**** DATASET EXTRACT
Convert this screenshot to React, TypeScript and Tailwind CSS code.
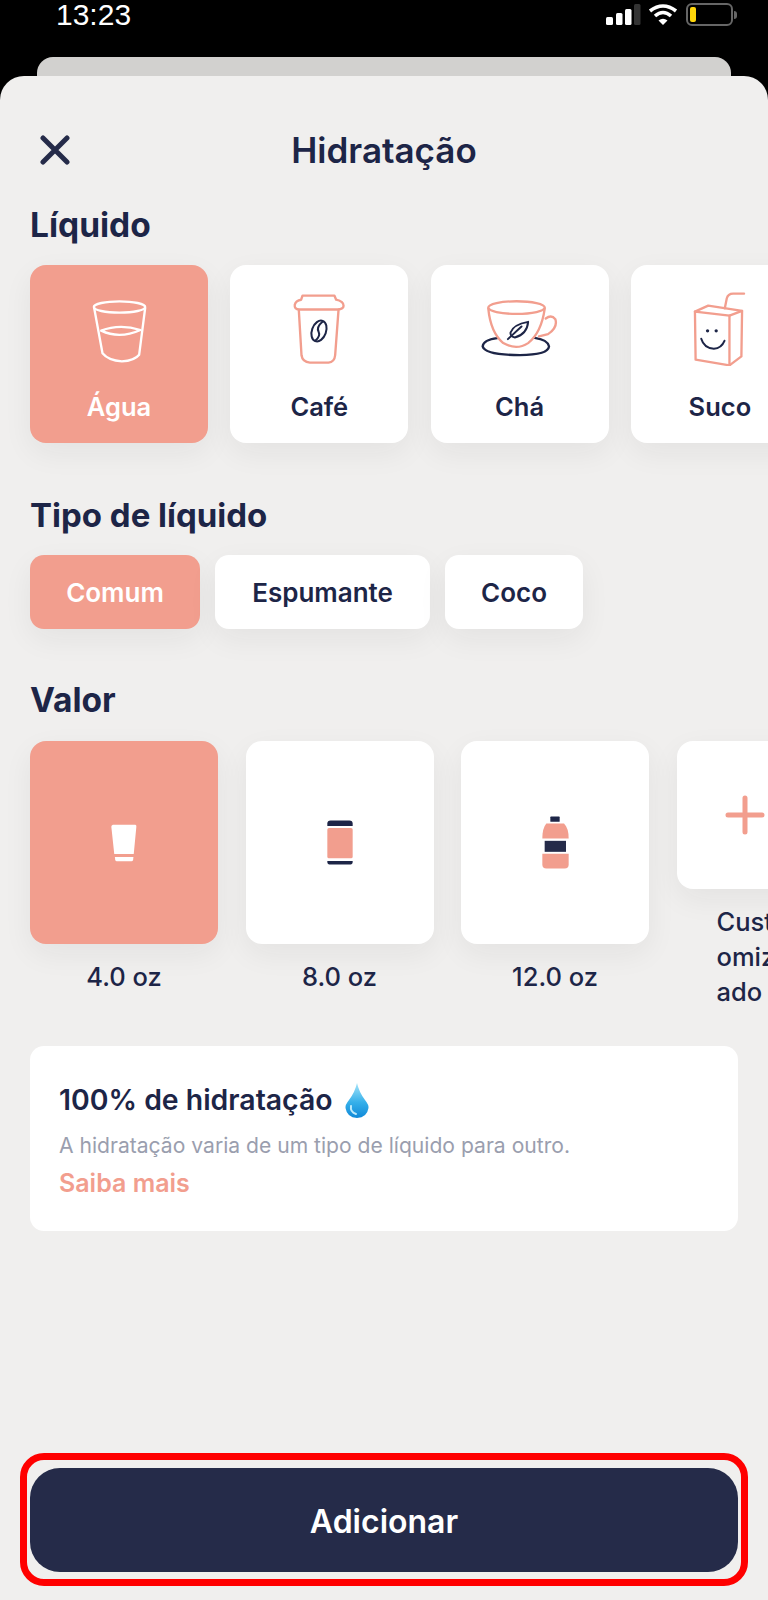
const navy = '#1d2547'
const salmon = '#f29e8e'

const StatusIcons = () => (
  <div className="flex items-center">
    <svg width="36" height="22" viewBox="0 0 36 22">
      <rect x="0" y="13" width="7" height="8" rx="1.5" fill="#fff" />
      <rect x="10" y="9" width="6.5" height="12" rx="1.5" fill="#fff" />
      <rect x="19" y="5" width="6.5" height="16" rx="1.5" fill="#fff" />
      <rect x="28" y="0" width="6.5" height="21" rx="1.5" fill="#333" />
    </svg>
    <svg className="ml-[6px]" width="30" height="23" viewBox="0 0 30 23" fill="none" stroke="#fff" strokeWidth="3.6">
      <path d="M2 8 Q15 -2 28 8" />
      <path d="M7 13 Q15 6 23 13" />
      <path d="M15 22 L10.5 17.5 Q15 14 19.5 17.5 Z" fill="#fff" stroke="none" />
    </svg>
    <div className="ml-[8px] flex items-center">
      <div className="w-[47px] h-[23px] rounded-[6px] border-2 border-[#666] p-[2px]">
        <div className="w-[6px] h-full rounded-[2px] bg-[#ffd60a]" />
      </div>
      <div className="ml-[1px] w-[3px] h-[8px] rounded-r-sm bg-[#666]" />
    </div>
  </div>
)

const GlassIcon = () => (
  <svg width="57" height="65" viewBox="270 140 170 195" fill="none" stroke="#fff" strokeWidth="7" strokeLinecap="round" strokeLinejoin="round">
    <ellipse cx="355" cy="167" rx="77" ry="17" />
    <path d="M279 170 L304 306 Q322 328 362 330 Q400 328 414 310 L432 170" />
    <path d="M300 238 Q355 216 418 236 Q355 264 300 238 Z" />
  </svg>
)

const CoffeeIcon = () => (
  <svg width="52" height="70" viewBox="880 133 154 208" fill="none" stroke={salmon} strokeWidth="7" strokeLinecap="round" strokeLinejoin="round">
    <path d="M908 138 H1003 L1008 150 Q1030 155 1030 168 Q1030 178 1012 179 H898 Q883 178 885 165 Q888 152 904 150 Z" />
    <path d="M897 180 L905 315 Q908 335 930 337 H985 Q1003 335 1005 315 L1015 180" />
    <g stroke={navy} strokeWidth="6">
      <ellipse cx="957" cy="243" rx="21" ry="32" transform="rotate(20 957 243)" />
      <path d="M968 215 Q948 232 956 246 Q962 258 946 272" />
    </g>
  </svg>
)

const TeaIcon = () => (
  <svg width="77" height="57" viewBox="183 153 232 170" fill="none" stroke={salmon} strokeWidth="7" strokeLinecap="round" strokeLinejoin="round">
    <path d="M232 267 Q190 272 188 292 Q195 318 300 318 Q385 318 388 292 Q385 272 345 266" stroke={navy} />
    <ellipse cx="290" cy="175" rx="85" ry="19" />
    <path d="M205 178 Q212 250 250 282 Q290 305 325 282 Q365 250 375 178" />
    <path d="M378 208 Q395 195 407 210 Q415 235 385 255 L358 262" />
    <g stroke={navy} strokeWidth="6">
      <path d="M272 250 Q280 226 325 218 Q322 255 285 265 Q270 262 272 250 Z" />
      <path d="M264 270 L305 232" />
    </g>
  </svg>
)

const JuiceIcon = () => (
  <svg width="53" height="74" viewBox="823 121 158 223" fill="none" stroke={salmon} strokeWidth="7" strokeLinecap="round" strokeLinejoin="round">
    <path d="M828 180 L830 325 L932 342 L932 192 Z" />
    <path d="M828 180 L868 162 L970 178 L932 192" />
    <path d="M932 342 L968 315 L970 178" />
    <path d="M918 170 L924 140 Q928 125 945 126 L976 126" />
    <circle cx="866" cy="238" r="5" fill={navy} stroke="none" />
    <circle cx="892" cy="238" r="5" fill={navy} stroke="none" />
    <path d="M847 262 Q855 290 885 292 Q908 290 917 268" stroke={navy} strokeWidth="6" />
  </svg>
)

const SmallGlass = () => (
  <svg width="26" height="38" viewBox="330 281 80 114" fill="#fff">
    <path d="M336 282 H405 Q409 283 408 288 L400 372 H340 L331 288 Q331 283 336 282 Z" />
    <path d="M342 381 H399 L398 390 Q397 394 393 394 H348 Q344 394 343 390 Z" />
  </svg>
)

const CanIcon = () => (
  <svg width="26" height="45" viewBox="979 270 79 136">
    <path d="M980 288 V280 Q980 271 990 271 H1047 Q1057 271 1057 280 V288 Z" fill={navy} />
    <rect x="980" y="294" width="77" height="92" rx="5" fill={salmon} />
    <path d="M980 394 H1057 V397 Q1057 405 1047 405 H990 Q980 405 980 397 Z" fill={navy} />
  </svg>
)

const BottleIcon = () => (
  <svg width="27" height="53" viewBox="427 259 81 158">
    <rect x="452" y="260" width="28" height="16" rx="2" fill={navy} />
    <path d="M440 281 H493 Q507 295 507 326 H428 Q428 295 440 281 Z" fill={salmon} />
    <rect x="435" y="333" width="64" height="33" fill="#252b49" />
    <path d="M428 372 H507 V405 Q507 416 495 416 H440 Q428 416 428 405 Z" fill={salmon} />
  </svg>
)

const DropIcon = () => (
  <svg className="ml-[12px]" width="24" height="35" viewBox="0 0 24 35">
    <defs>
      <linearGradient id="drop" x1="0" y1="0" x2="0" y2="1">
        <stop offset="0" stopColor="#a5e4f9" />
        <stop offset="0.55" stopColor="#36b0ea" />
        <stop offset="1" stopColor="#1089d8" />
      </linearGradient>
    </defs>
    <path d="M12 0 Q14 9 20 17 Q24 22 23.5 25 Q22 34.5 12 35 Q2 34.5 .5 25 Q0 22 4 17 Q10 9 12 0 Z" fill="url(#drop)" />
    <path d="M6 23 Q5 29 11 31" fill="none" stroke="#bdeafb" strokeWidth="2" strokeLinecap="round" />
  </svg>
)

const liquids = [
  { name: 'Água', icon: <GlassIcon />, active: true, pad: 'mt-[33px]' },
  { name: 'Café', icon: <CoffeeIcon />, active: false, pad: 'mt-[29px]' },
  { name: 'Chá', icon: <TeaIcon />, active: false, pad: 'mt-[35px]' },
  { name: 'Suco', icon: <JuiceIcon />, active: false, pad: 'mt-[27px]' },
]

const kinds = [
  { name: 'Comum', width: 'w-[170px]', active: true },
  { name: 'Espumante', width: 'w-[215px]', active: false },
  { name: 'Coco', width: 'w-[138px]', active: false },
]

const amounts = [
  { label: '4.0 oz', icon: <SmallGlass />, active: true },
  { label: '8.0 oz', icon: <CanIcon />, active: false },
  { label: '12.0 oz', icon: <BottleIcon />, active: false },
]

const cardShadow = 'shadow-[0_10px_30px_rgba(40,30,30,0.06)]'

const App = () => {
  return (
    <div className="w-[768px] h-[1600px] overflow-hidden bg-black flex flex-col font-['Inter',sans-serif] text-[#1d2547]">
      {/* Status bar */}
      <div className="h-[57px] shrink-0 pl-[56px] pr-[31px] flex items-start justify-between">
        <span className="font-['Liberation_Sans',sans-serif] text-white text-[30px] leading-[30px]">13:23</span>
        <div className="mt-[3px]">
          <StatusIcons />
        </div>
      </div>

      <div className="h-[19px] shrink-0 mx-[37px] rounded-t-[16px] bg-[#d2d1cf]" />

      {/* Sheet */}
      <div className="flex-1 rounded-t-[24px] bg-[#f0efee] pt-[54px] flex flex-col">
        <div className="h-[40px] relative flex items-center justify-center">
          <svg className="absolute left-[40px] top-[5px]" width="30" height="30" viewBox="0 0 30 30" fill="none" stroke="#252b49" strokeWidth="5" strokeLinecap="round">
            <path d="M3 3 L27 27 M27 3 L3 27" />
          </svg>
          <h1 className="text-[35px] font-semibold leading-[40px]">Hidratação</h1>
        </div>

        <h2 className="mt-[35px] ml-[30px] h-[40px] text-[33.5px] leading-[40px] font-bold">Líquido</h2>
        <div className="mt-[20px] ml-[30px] flex gap-[22.3px]">
          {liquids.map((item) => (
            <div
              key={item.name}
              className={`w-[178px] h-[178px] shrink-0 rounded-[16px] flex flex-col items-center ${cardShadow} ${item.active ? 'bg-[#f29e8e] text-white' : 'bg-white'}`}
            >
              <div className={`h-[100px] flex justify-center ${item.pad}`}>{item.icon}</div>
              <span className="text-[25.5px] font-semibold leading-[30px] mt-auto mb-[21px]">{item.name}</span>
            </div>
          ))}
        </div>

        <h2 className="mt-[52px] ml-[30px] h-[40px] text-[33px] leading-[40px] font-bold">Tipo de líquido</h2>
        <div className="mt-[20px] ml-[30px] flex gap-[15px]">
          {kinds.map((kind) => (
            <div
              key={kind.name}
              className={`${kind.width} h-[74px] rounded-[14px] flex items-center justify-center text-[26px] font-semibold ${cardShadow} ${kind.active ? 'bg-[#f29e8e] text-white' : 'bg-white'}`}
            >
              {kind.name}
            </div>
          ))}
        </div>

        <h2 className="mt-[51px] ml-[30px] h-[40px] text-[33.5px] leading-[40px] font-bold">Valor</h2>
        <div className="mt-[21px] ml-[30px] flex items-start gap-[27.5px]">
          {amounts.map((amount) => (
            <div key={amount.label} className="w-[188px] shrink-0 flex flex-col items-center">
              <div className={`w-full h-[203px] rounded-[16px] flex items-center justify-center ${cardShadow} ${amount.active ? 'bg-[#f29e8e]' : 'bg-white'}`}>
                {amount.icon}
              </div>
              <span className="mt-[15px] text-[25.5px] font-medium leading-[35px]">{amount.label}</span>
            </div>
          ))}
          <div className="w-[137px] shrink-0">
            <div className={`h-[148px] rounded-[16px] bg-white flex items-center justify-center ${cardShadow}`}>
              <svg width="40" height="40" viewBox="0 0 40 40" stroke={salmon} strokeWidth="5" strokeLinecap="round">
                <path d="M20 3 V37 M3 20 H37" />
              </svg>
            </div>
            <p className="mt-[15px] ml-[40px] w-[66px] text-[25.5px] font-medium leading-[35px] break-all">Customizado</p>
          </div>
        </div>

        {/* Info */}
        <div className="mt-[37px] mx-[30px] h-[185px] rounded-[14px] bg-white pl-[29px] pr-[30px] pt-[37px]">
          <div className="flex items-center h-[34px]">
            <span className="text-[28.4px] font-semibold leading-[34px]">100% de hidratação</span>
            <DropIcon />
          </div>
          <p className="mt-[16px] text-[21.1px] leading-[26px] text-[#9a9eae]">A hidratação varia de um tipo de líquido para outro.</p>
          <p className="mt-[8px] text-[25px] leading-[32px] font-semibold text-[#f29e8e]">Saiba mais</p>
        </div>

        {/* Action */}
        <div className="mt-auto mb-[14px] mx-[20px] rounded-[24px] border-[7px] border-[#ff0000] px-[3px] pt-[8px] pb-[7px]">
          <button className="w-full h-[104px] pt-[3px] rounded-[30px] bg-[#252b49] text-white text-[32px] font-semibold">Adicionar</button>
        </div>
      </div>
    </div>
  )
}

export default App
********
GIVEN INSTRUCTION:
Take the material above from its first line through the line holding "const salmon = '#f29e8e'" and set it down exactly, without the pictures.

REPLY:
Convert this screenshot to React, TypeScript and Tailwind CSS code.
const navy = '#1d2547'
const salmon = '#f29e8e'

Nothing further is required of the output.